The suit was originally filed in Los Angeles Superior Court in October 2023 by Darby Quezada and Dawn Todd, and alleges that United engaged in discrimination by removing the only minority female flight attendants from the Dodgers charter flights and replacing them with "young, white, thin women who did not have to interview for the highly coveted positions."
Quezada, who is 45 years old and of Mexican, Black and Jewish descent, claims she was called the "flight's maid" because they needed "a Mexican to clean the bathrooms," was told to stop speaking Spanish with a Dodgers player because "We are in America" and endured antisemitic comments such as "You know Jesus died for you even if you don't believe" as well as "You don't look Jewish," the suit alleges.

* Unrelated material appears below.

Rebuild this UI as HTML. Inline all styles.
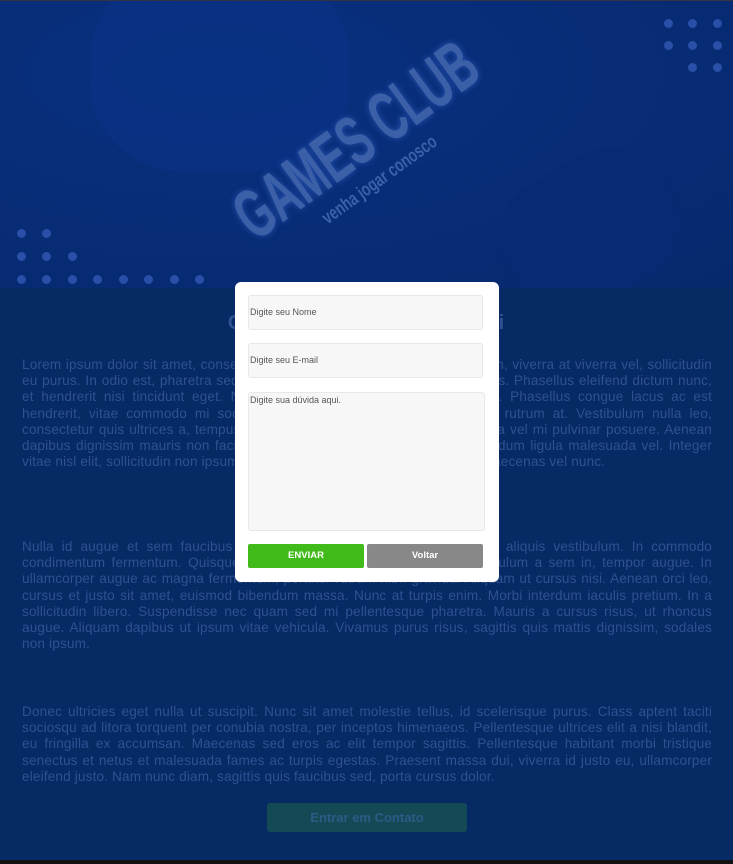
<!DOCTYPE html>
<html><head><meta charset="utf-8"><style>
*{margin:0;padding:0;box-sizing:border-box}
body{width:733px;height:864px;background:#062a64;font-family:"Liberation Sans",sans-serif;overflow:hidden;position:relative}
.hero{position:absolute;left:0;top:0;width:733px;height:288px;background:radial-gradient(ellipse at 30% 25%,#09317f 0%,#082d78 45%,#06296c 100%);overflow:hidden;border-top:1px solid #334}
.dot{position:absolute;width:9px;height:9px;border-radius:50%;background:#2a4fa8}
.title{position:absolute;color:#3c60a8;font-weight:bold;font-size:70px;white-space:nowrap;transform-origin:left bottom;transform:rotate(-36deg) scaleX(.6);text-shadow:0 0 8px #2a55b0;line-height:70px}
.sub{position:absolute;color:#3c60a8;font-weight:bold;font-size:19px;white-space:nowrap;transform-origin:left bottom;transform:rotate(-36deg) scaleX(.72);line-height:19px}
.content{position:absolute;left:22px;top:0;width:690px;color:#2f5192;font-size:13.6px;line-height:16.2px;text-align:justify;letter-spacing:.15px}
.content p{position:absolute;left:0;width:690px}
h2{position:absolute;top:312px;left:0;width:733px;text-align:center;color:#2f5192;font-size:20px;letter-spacing:1px}
.btn{position:absolute;left:267px;top:803px;width:200px;height:29px;background:#134a55;border-radius:3px;color:#2f5a86;font-weight:bold;font-size:13px;text-align:center;line-height:29px}
.strip{position:absolute;left:0;top:860px;width:733px;height:4px;background:#111}
.modal{position:absolute;left:235px;top:282px;width:264px;height:300px;background:#fff;border-radius:6px}
.in{position:absolute;left:13px;width:235px;background:#f7f7f7;border:1px solid #e8e8e8;border-radius:3px;font-size:9px;color:#555;padding-left:1px}
.b{position:absolute;top:262px;height:24px;width:116px;border-radius:2px;color:#fff;font-weight:bold;font-size:9.5px;text-align:center;line-height:24px}
</style></head><body>
<div class="hero">
<div style="position:absolute;left:90px;top:-30px;width:260px;height:200px;border-radius:90px;background:#0a338a;opacity:.45"></div>
<div style="position:absolute;left:500px;top:160px;width:180px;height:140px;border-radius:60px;background:#072a72;transform:rotate(-30deg)"></div>
<div class="dot" style="left:664px;top:18px"></div><div class="dot" style="left:688px;top:18px"></div><div class="dot" style="left:713px;top:18px"></div>
<div class="dot" style="left:664px;top:40px"></div><div class="dot" style="left:688px;top:40px"></div><div class="dot" style="left:713px;top:40px"></div>
<div class="dot" style="left:688px;top:62px"></div><div class="dot" style="left:713px;top:62px"></div>
<div class="dot" style="left:17px;top:228px"></div><div class="dot" style="left:42px;top:228px"></div>
<div class="dot" style="left:17px;top:251px"></div><div class="dot" style="left:42px;top:251px"></div><div class="dot" style="left:68px;top:251px"></div>
<div class="dot" style="left:17px;top:274px"></div><div class="dot" style="left:42px;top:274px"></div><div class="dot" style="left:68px;top:274px"></div><div class="dot" style="left:93px;top:274px"></div><div class="dot" style="left:119px;top:274px"></div><div class="dot" style="left:144px;top:274px"></div><div class="dot" style="left:170px;top:274px"></div><div class="dot" style="left:195px;top:274px"></div>
<div class="title" style="left:262px;top:180px">GAMES CLUB</div>
<div class="sub" style="left:330px;top:208px">venha jogar conosco</div>
</div>
<h2>Conheça nosso clube aqui</h2>
<div class="content">
<p style="top:357px">Lorem ipsum dolor sit amet, consectetur adipiscing elit. Vivamus at justo nibh, viverra at viverra vel, sollicitudin eu purus. In odio est, pharetra sed ultrices in, tincidunt aliquet aliquam metus. Phasellus eleifend dictum nunc, et hendrerit nisi tincidunt eget. Nulla facilisi. Integer et sapien eu mattis. Phasellus congue lacus ac est hendrerit, vitae commodo mi sodales. Nam a elit nisl, ac lobortis tellus rutrum at. Vestibulum nulla leo, consectetur quis ultrices a, tempus eget massa non est. Mauris ultricies urna vel mi pulvinar posuere. Aenean dapibus dignissim mauris non facilisis. Nullam dapibus risus ante, sed interdum ligula malesuada vel. Integer vitae nisl elit, sollicitudin non ipsum. Curabitur imperdiet in ligula vel porta. Maecenas vel nunc.</p>
<p style="top:539px">Nulla id augue et sem faucibus tincidunt. Sed ut lectus in justo aliquet aliquis vestibulum. In commodo condimentum fermentum. Quisque sit amet ante vitae nisl posuere. Vestibulum a sem in, tempor augue. In ullamcorper augue ac magna fermentum, porttitor rutrum nibh gravida. Aliquam ut cursus nisi. Aenean orci leo, cursus et justo sit amet, euismod bibendum massa. Nunc at turpis enim. Morbi interdum iaculis pretium. In a sollicitudin libero. Suspendisse nec quam sed mi pellentesque pharetra. Mauris a cursus risus, ut rhoncus augue. Aliquam dapibus ut ipsum vitae vehicula. Vivamus purus risus, sagittis quis mattis dignissim, sodales non ipsum.</p>
<p style="top:704px">Donec ultricies eget nulla ut suscipit. Nunc sit amet molestie tellus, id scelerisque purus. Class aptent taciti sociosqu ad litora torquent per conubia nostra, per inceptos himenaeos. Pellentesque ultrices elit a nisi blandit, eu fringilla ex accumsan. Maecenas sed eros ac elit tempor sagittis. Pellentesque habitant morbi tristique senectus et netus et malesuada fames ac turpis egestas. Praesent massa dui, viverra id justo eu, ullamcorper eleifend justo. Nam nunc diam, sagittis quis faucibus sed, porta cursus dolor.</p>
</div>
<div class="btn">Entrar em Contato</div>
<div class="strip"></div>
<div class="modal">
<div class="in" style="top:13px;height:35px;line-height:33px">Digite seu Nome</div>
<div class="in" style="top:61px;height:35px;line-height:33px">Digite seu E-mail</div>
<div class="in" style="top:110px;height:139px;width:237px;padding-top:2px">Digite sua dúvida aqui.</div>
<div class="b" style="left:13px;background:#41bb1a">ENVIAR</div>
<div class="b" style="left:132px;background:#888">Voltar</div>
</div>
</body></html>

Todd, a 51-year-old Black flight attendant with nearly two decades of experience at the airline, alleges she suffered retaliation after complaining about the demotion of Black flight attendants, the denial of benefits and perks to Black flight attendants on the Dodgers flights and the racism and ageism she allegedly experienced herself.
Quezada and Todd say they were "abruptly demoted and removed" from the Dodgers' charter flight program during the 2023 season and replaced by younger, white female flight attendants who were hand-selected without being interviewed.
United twice removed the case to federal court on jurisdictional grounds, but each time a federal judge sent the case back to Superior Court. While the case was in federal court, the plaintiffs' lawyers added the Dodgers as defendants.
On Tuesday, Judge Gail Killefer ruled that the flight attendants' attorneys had sufficiently shown for now that the Dodgers had exercised significant control over the two women. However, the judge also found that the plaintiffs' attorneys need to amend their complaint in order to answer defense claims that their allegations against the Dodgers are barred by the Railway Labor Act. The team's lawyer maintains that the flight attendants' lawyers' interpretation of the Joint Collective Bargaining Agreement is wrong.
"Did the JCBA impose limitations on how the Dodgers selected its flight attendants or was the Dodgers' right to make selection requests unfettered?" Killefer asked in one of many questions posed to the plaintiffs' attorneys in her ruling.
Killefer gave the lawyers 10 days to file an amended complaint. The Dodgers' attorney argued in previous court papers that Quezada and Todd exclusively worked for the airline. The lawyer cited a sworn UA discovery response stating that it is the Dodgers who decide which flight attendants will staff the flight crew.
A hearing regarding the amended complaint and a case management conference are scheduled for Nov. 19.